Good thing they always come back…;)

Moving on

I don't like people that much. More precisely, I reaaalllyyy don't like people. I get bored with them, most of them are on the virge of being retarded, they tend to behave like sheep and talk too much. Still, I don't to be able to be alone. I am in constant search of company, even if it's just for a coffee. I promised myself once (well, i didn't really promise, because I knew it wouldn't work anyway) that I will never use people, especially not my friends.
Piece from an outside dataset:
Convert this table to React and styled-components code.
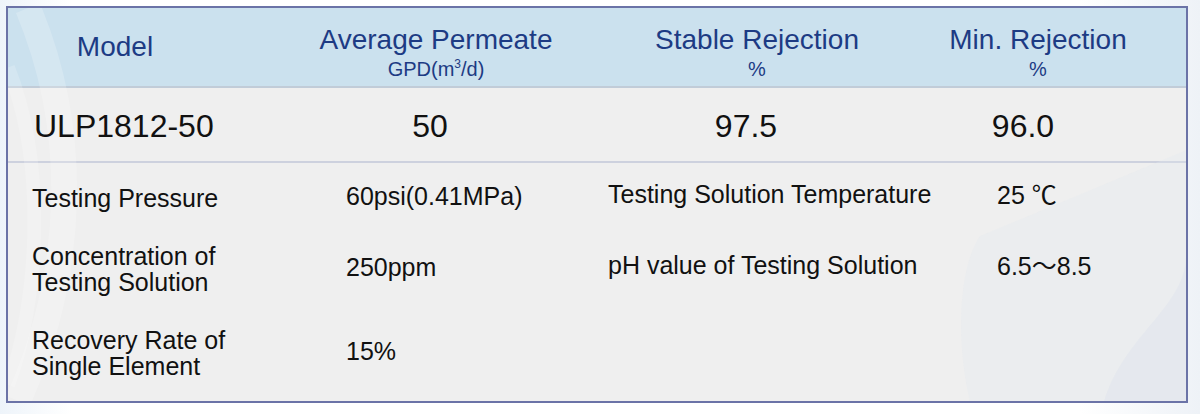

Well, fuck, I am doing it again. I just got out of a relationship that was the best thing that ever started and the worst thing that ever ended. But I guess that's life. Anyway, now I'm dealing with it, again, like a real Alice…messing around with people. For the past month it has been all about getting laid and kissing. My friends says I'm »emotionally unavailable« and that's why I don't go beyind physical. Ah, give me a break and stop with the Oprah feat. Dr.Phil crap.
Still, I got lucky. Or not. Hm. I met two really nice people. Both intelligent (hehe, one more than the other), good looking and all the stuff a typical match-making-agencly applicant would describe in their praised demands. So here I am, having a great time with both, separately of course, and at the same time living with my ex. Hehe, you might think it's crazy, but I just find it brave.